L’impiego della tecnica musiva nell’opera di Omar Mismar, che riproduce manufatti di archeologia ma anche coperte dei rifugiati e foto di cronaca incontrate sul web, prende forma nel 2015, quando l’artista entra in contatto con i Monuments men della Siria, un gruppo di conservatori del Museo Ma’arrat al- Numan, impegnati volontariamente nel salvare mosaici antichi minacciati dai bombardamenti del regime di Bashar al-Assad. Tra loro c’è Abou Farid, ispettore archeologico e conservatore, che condivide con Mismar parte del suo archivio fotografico. Da qui nascono ora l’ispirazione per mosaici che mettono in forma foto questa resistenza culturale, ora il video Abou Farid’s War (2021), in cui Mismar dialoga attraverso videocall con Farid su conservazione, distruzione e circolazione delle immagini in guerra.
Ma le arcaiche tessere dei mosaici sono anche assimilabili a singoli punti di colore come le migliaia di pixel dell’immagine digitale. Mismar non ci fa mai dimenticare che dietro ogni sua opera le fonti e i referenti sono quelli dell’uso quotidiano del web. Solo che, attraverso il divario temporale delle traduzioni musive, l’artista mette in scena non solo lo scarto tra il carattere arcaico dell’autoritarismo contemporaneo rispetto all’ipermodernità dei new media, ma anche una distanza relazionale che è quella stessa connaturata alle tecnologie contemporanee.
Quando, nelle ultime due sale dello spazio espositivo, incontriamo mosaici come quelli della serie Torsos (2025) che ritrae frammenti di busti nudi maschili tratti da app di incontri come fossero ritrovamenti archeologici, comprendiamo che si tratta di una stessa esperienza dell’assenza e del desiderio. Proprio come quando ci troviamo di fronte al neon rosso della serie The path of love (2013) che riduce a traccia luminosa la distanza percorsa dall’artista per arrivare a un appuntamento notturno a San Francisco con uno sconosciuto trovato attraverso Grindr, l’app di geolocalizzazione gay.

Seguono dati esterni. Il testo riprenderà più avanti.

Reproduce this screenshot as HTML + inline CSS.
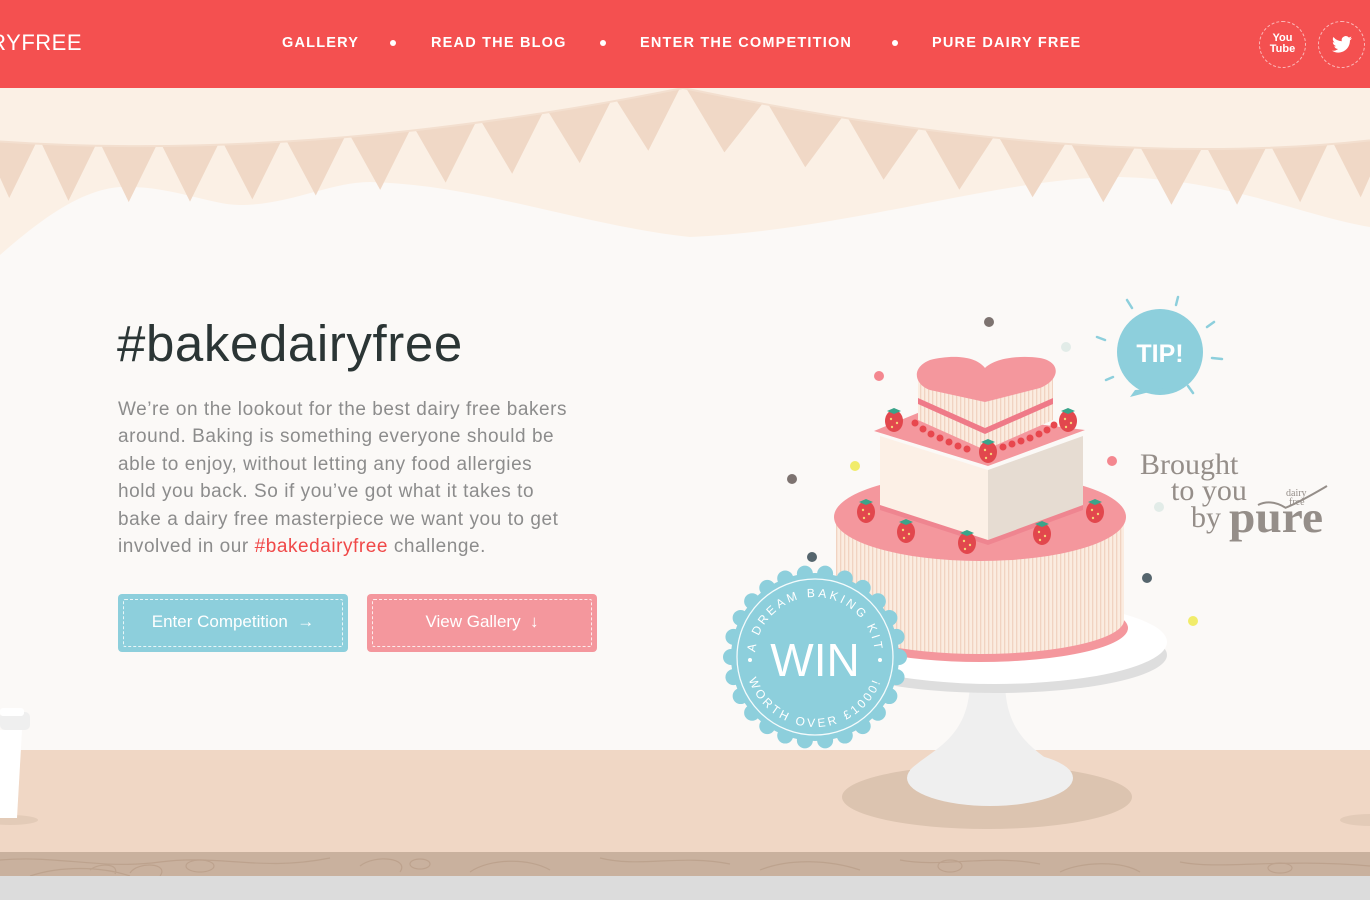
<!DOCTYPE html>
<html><head><meta charset="utf-8"><style>
*{margin:0;padding:0;box-sizing:border-box}
body{width:1370px;height:900px;overflow:hidden;background:#fbf9f7;font-family:"Liberation Sans",sans-serif;position:relative}
.hdr{position:absolute;left:0;top:0;width:1370px;height:88px;background:#f45050;color:#fff}
.logo{position:absolute;right:1288px;top:30px;font-size:22px;letter-spacing:0.5px;white-space:nowrap}
.nav{position:absolute;top:35px;font-size:14.5px;font-weight:bold;letter-spacing:1.2px;white-space:nowrap}
.dot{position:absolute;top:40px;width:6px;height:6px;border-radius:50%;background:#fff}
.soc{position:absolute;top:21px;width:47px;height:47px;border-radius:50%;border:1.5px dashed rgba(255,255,255,.6)}
h1{position:absolute;left:117px;top:314px;font-size:51px;font-weight:normal;color:#2b3535;letter-spacing:0.6px}
.p{position:absolute;left:118px;top:396px;font-size:19px;line-height:27.4px;color:#8c8c8c;white-space:nowrap;letter-spacing:0.55px}
.p span{color:#f04848}
.btn{position:absolute;top:594px;width:230px;height:58px;border-radius:4px;color:#fff;font-size:17px;text-align:center;line-height:56px}
.btn:after{content:"";position:absolute;left:5px;top:5px;right:5px;bottom:5px;border:1.5px dashed rgba(255,255,255,.8);border-radius:2px}
</style></head><body>
<svg width="1370" height="900" style="position:absolute;left:0;top:0">
<rect x="0" y="88" width="1370" height="170" fill="#fbf0e5"/>
<path d="M0,255 C40,220 80,190 120,187 C170,185 210,205 240,205 C290,205 330,182 370,182 C480,185 580,225 690,237 C850,230 1000,177 1120,177 C1230,180 1300,215 1370,227 L1370,760 L0,760 Z" fill="#fbf9f7"/>
<g id="bunt" fill="#f0d8c6"></g>
<rect x="0" y="750" width="1370" height="103" fill="#f0d7c5"/>
<rect x="0" y="852" width="1370" height="24" fill="#c9b19e"/>
<g stroke="#b89c87" stroke-width="1.2" fill="none" opacity=".7">
<path d="M0,860 C60,855 100,870 160,862 S260,872 330,858 M90,870 c10,-8 30,-6 25,4 M130,873 c8,-12 40,-10 30,3 M360,866 c15,-12 50,-8 40,6 M470,872 c20,-14 60,-14 80,-2 M600,858 c40,10 80,-4 130,6 M760,870 c30,-12 70,-10 100,0 M900,860 c40,8 90,-6 140,4 M1060,872 c20,-10 60,-12 80,0 M1180,862 c40,8 100,-4 190,4 M30,876 c30,-10 70,-10 100,0"/>
<ellipse cx="200" cy="866" rx="14" ry="6"/><ellipse cx="420" cy="864" rx="10" ry="5"/><ellipse cx="950" cy="866" rx="12" ry="6"/><ellipse cx="1280" cy="868" rx="12" ry="5"/>
</g>
<rect x="0" y="876" width="1370" height="24" fill="#dcdcdc"/>
<ellipse cx="10" cy="820" rx="28" ry="5" fill="#e3cbb8"/>
<path d="M0,730 L22,730 L17,818 L0,818 Z" fill="#fff"/>
<rect x="0" y="712" width="30" height="18" rx="5" fill="#efefef"/>
<rect x="0" y="708" width="24" height="8" rx="3" fill="#fff"/>
<ellipse cx="1370" cy="820" rx="30" ry="6" fill="#e3cbb8"/>
<ellipse cx="987" cy="797" rx="145" ry="32" fill="#dcc4b0"/>
<path d="M970,680 L1005,680 C1005,740 1040,750 1060,770 C1070,795 910,800 910,770 C930,750 970,740 970,680Z" fill="#efefef"/>
<ellipse cx="990" cy="778" rx="83" ry="28" fill="#efefef"/>
<ellipse cx="995" cy="655" rx="172" ry="38" fill="#dedede"/>
<ellipse cx="995" cy="642" rx="172" ry="42" fill="#fff"/>
<defs><pattern id="st" width="4" height="10" patternUnits="userSpaceOnUse"><rect width="4" height="10" fill="#fbece0"/><rect width="1.3" height="10" fill="#f1d3c1"/></pattern>
<path id="ta" d="M755,657 A60,60 0 0 1 875,657"/><path id="ba" d="M745,657 A70,70 0 0 0 885,657"/></defs>
<ellipse cx="980" cy="628" rx="148" ry="34" fill="#f4979d"/>
<path d="M836,517 L1124,517 L1124,620 A144,34 0 0 1 836,620 Z" fill="url(#st)"/>
<ellipse cx="980" cy="517" rx="146" ry="44" fill="#f4979d"/>
<path d="M880,470 L988,508 L1083,475 L1083,510 L988,545 L880,510Z" fill="#ef8590"/>
<path d="M880,436 L988,470 L988,540 L880,505Z" fill="#fcf0e6"/>
<path d="M988,470 L1083,436 L1083,505 L988,540Z" fill="#e6dcd2"/>
<path d="M874,431 L925,410 L1085,430 L988,466Z" fill="#f4979d"/>
<path d="M918,375 L918,420 L985,450 L1053,420 L1053,375Z" fill="url(#st)"/>
<path d="M918,398 L985,428 L1053,398 L1053,404 L985,434 L918,404Z" fill="#ef7a88"/>
<path d="M985,368 C975,355 950,355 930,360 C910,368 915,385 930,390 L985,402 L1040,388 C1060,380 1062,362 1040,358 C1020,355 995,358 985,368Z" fill="#f4979d"/>
<g fill="#e8474e"><circle cx="915" cy="423" r="3.5"/><circle cx="923" cy="429" r="3.5"/><circle cx="931" cy="434" r="3.5"/><circle cx="940" cy="438" r="3.5"/><circle cx="949" cy="442" r="3.5"/><circle cx="958" cy="446" r="3.5"/><circle cx="967" cy="449" r="3.5"/><circle cx="1003" cy="447" r="3.5"/><circle cx="1012" cy="444" r="3.5"/><circle cx="1021" cy="441" r="3.5"/><circle cx="1030" cy="438" r="3.5"/><circle cx="1039" cy="434" r="3.5"/><circle cx="1047" cy="430" r="3.5"/><circle cx="1054" cy="425" r="3.5"/></g>
<g id="straw"></g>
<circle cx="989" cy="322" r="5" fill="#7d7370"/><circle cx="1066" cy="347" r="5" fill="#e2ece8"/><circle cx="879" cy="376" r="5" fill="#f4878f"/>
<circle cx="855" cy="466" r="5" fill="#f1ec6a"/><circle cx="792" cy="479" r="5" fill="#7d7370"/><circle cx="1112" cy="461" r="5" fill="#f4878f"/>
<circle cx="1159" cy="507" r="5" fill="#e2ece8"/><circle cx="812" cy="557" r="5" fill="#55656d"/><circle cx="1147" cy="578" r="5" fill="#55656d"/><circle cx="1193" cy="621" r="5" fill="#f1ec6a"/>
<g stroke="#8dcfdc" stroke-width="2.5" stroke-linecap="round"><path d="M1127,300 l5,8 M1178,297 l-2,8 M1207,327 l7,-5 M1097,337 l8,3 M1212,358 l10,1 M1113,377 l-7,3 M1188,386 l5,7"/></g>
<circle cx="1160" cy="352" r="43" fill="#8dcfdc"/>
<path d="M1135,390 L1130,397 L1165,388Z" fill="#8dcfdc"/>
<text x="1160" y="362" fill="#fff" font-size="25" font-weight="bold" text-anchor="middle" font-family="Liberation Sans">TIP!</text>
<g font-family="Liberation Serif" fill="#958e89" font-size="30"><text x="1140" y="474">Brought</text><text x="1171" y="500">to you</text><text x="1191" y="527">by</text></g>
<text x="1229" y="532" font-family="Liberation Serif" font-weight="bold" font-size="44" fill="#958e89" textLength="94" lengthAdjust="spacingAndGlyphs">pure</text>
<text x="1286" y="496" font-family="Liberation Serif" font-size="10" fill="#958e89">dairy</text><text x="1289" y="505" font-family="Liberation Serif" font-size="10" fill="#958e89">free</text>
<path d="M1258,505 c10,-5 20,-2 28,3 M1285,508 c15,-6 30,-15 42,-22" stroke="#958e89" stroke-width="2" fill="none"/>
<g id="badge"></g>
<circle cx="815" cy="657" r="78" fill="none" stroke="#fff" stroke-width="1.3" opacity=".9"/>
<text x="815" y="676" text-anchor="middle" fill="#fff" font-size="46" font-family="Liberation Sans">WIN</text>
<g font-size="12" fill="#fff" letter-spacing="3" font-family="Liberation Sans">
<text><textPath href="#ta" startOffset="50%" text-anchor="middle">A DREAM BAKING KIT</textPath></text>
<text><textPath href="#ba" startOffset="50%" text-anchor="middle">WORTH OVER £1000!</textPath></text></g>
<circle cx="750" cy="660" r="2" fill="#fff"/><circle cx="880" cy="660" r="2" fill="#fff"/>
</svg>
<div class="hdr">
<div class="logo">DAIRYFREE</div>
<div class="nav" style="left:282px">GALLERY</div><div class="dot" style="left:390px"></div>
<div class="nav" style="left:431px">READ THE BLOG</div><div class="dot" style="left:600px"></div>
<div class="nav" style="left:640px">ENTER THE COMPETITION</div><div class="dot" style="left:892px"></div>
<div class="nav" style="left:932px">PURE DAIRY FREE</div>
<div class="soc" style="left:1259px"><div style="font-size:11px;font-weight:bold;line-height:11px;text-align:center;margin-top:11px;font-family:'Liberation Sans Narrow','Liberation Sans',sans-serif">You<br>Tube</div></div>
<div class="soc" style="left:1318px"><svg width="20" height="17" viewBox="0 0 24 20" style="position:absolute;left:13px;top:14px"><path fill="#fff" d="M24 2.4a9.8 9.8 0 0 1-2.8.8A4.9 4.9 0 0 0 23.3.4a9.8 9.8 0 0 1-3.1 1.2 4.9 4.9 0 0 0-8.4 4.5A14 14 0 0 1 1.7 1a4.9 4.9 0 0 0 1.5 6.6A4.9 4.9 0 0 1 1 7v.1a4.9 4.9 0 0 0 3.9 4.8 4.9 4.9 0 0 1-2.2.1 4.9 4.9 0 0 0 4.6 3.4A9.9 9.9 0 0 1 0 17.5 14 14 0 0 0 7.5 19.7c9 0 14-7.5 14-14v-.6A10 10 0 0 0 24 2.4z"/></svg></div>
</div>
<h1>#bakedairyfree</h1>
<div class="p">We’re on the lookout for the best dairy free bakers<br>around. Baking is something everyone should be<br>able to enjoy, without letting any food allergies<br>hold you back. So if you’ve got what it takes to<br>bake a dairy free masterpiece we want you to get<br>involved in our <span>#bakedairyfree</span> challenge.</div>
<div class="btn" style="left:118px;background:#8dcfdc">Enter Competition &nbsp;→</div>
<div class="btn" style="left:367px;background:#f4979d">View Gallery &nbsp;↓</div>
<script>
function q(p0,p1,p2,t){return (1-t)*(1-t)*p0+2*(1-t)*t*p1+t*t*p2}
var g=document.getElementById('bunt'),h='';
function swag(x0,y0,cx,cy,x1,y1,n){for(var i=0;i<n;i++){var t0=i/n,t1=(i+1)/n,tm=(t0+t1)/2;
var ax=q(x0,cx,x1,t0),ay=q(y0,cy,y1,t0),bx=q(x0,cx,x1,t1),by=q(y0,cy,y1,t1);
var mx=q(x0,cx,x1,tm),my=q(y0,cy,y1,tm)+56;
h+='<path d="M'+(ax+3)+','+ay+' L'+(bx-3)+','+by+' L'+mx+','+my+'Z"/>';}}
swag(-20,140,300,165,683,88,11);swag(683,88,1100,175,1390,138,10);
g.innerHTML=h+'<path d="M-20,140 Q300,165 683,88 Q1100,175 1390,138" stroke="#f3dfcf" stroke-width="2" fill="none"/>';
var s='',pts=[[894,421],[1068,421],[988,452],[866,512],[906,532],[967,543],[1042,534],[1095,512]];
pts.forEach(function(p){s+='<ellipse cx="'+p[0]+'" cy="'+p[1]+'" rx="9" ry="11" fill="#e2474d"/><path d="M'+(p[0]-7)+','+(p[1]-10)+' l7,3 l7,-3 l-7,-3z" fill="#3aa48a"/><circle cx="'+(p[0]-3)+'" cy="'+(p[1]-2)+'" r="1.2" fill="#f4d27a"/><circle cx="'+(p[0]+3)+'" cy="'+(p[1]+2)+'" r="1.2" fill="#f4d27a"/><circle cx="'+(p[0]-2)+'" cy="'+(p[1]+6)+'" r="1.2" fill="#f4d27a"/>';});
document.getElementById('straw').innerHTML=s;
var b='<circle cx="815" cy="657" r="84" fill="#8dcfdc"/>';
for(var i=0;i<26;i++){var a=i/26*Math.PI*2;b+='<circle cx="'+(815+84*Math.cos(a))+'" cy="'+(657+84*Math.sin(a))+'" r="8" fill="#8dcfdc"/>';}
document.getElementById('badge').innerHTML=b;
</script>
</body></html>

App che si bloccano, utenti che scompaiono offline, distanze che impediscono il contatto reale. Questi tentativi di avvicinamento sono spesso interrotti da incidenti digitali per cui si crea una trama di tracce parziali, interruzioni e desideri irraggiungibili. Il disastro è l’impossibilità della relazione, il venir meno della comunicazione ma anche l’irriducibile desiderio che essa avvenga.
Si comprende così la prima grande sala dell’esposizione Exercises in ruins, dove tre imponenti mosaici fanno riferimento al dramma in corso a Gaza. I pannelli musivi raccontano la storia dell’oliveto di Salman al-Nabahin e di suo figlio Ahmad nel campo profughi di Bureij. Durante la difficile coltivazione degli olivi, Salman scopre sotto terra un mosaico bizantino.
Olive in the sun presenta una parte di quel mosaico originale, con un’ombra proiettata sopra a ricordare la strategia israeliana di piantare pini per cancellare la memoria storica del luogo e conservare l’immagine dell’oliveto, ormai distrutto come mostrano le immagini satellitari. In Ahmad with the sponge, il figlio Ahmad tenta di riportare alla luce i colori vividi del mosaico. Infine, in Salman in a squat, il proprietario dell’oliveto è accovacciato sopra il mosaico e ci appare sereno, come una presenza sospesa, mentre restiamo ignari del destino di lui e di suo figlio sotto i bombardamenti. Tutte queste immagini sono così forme visibili in assenza.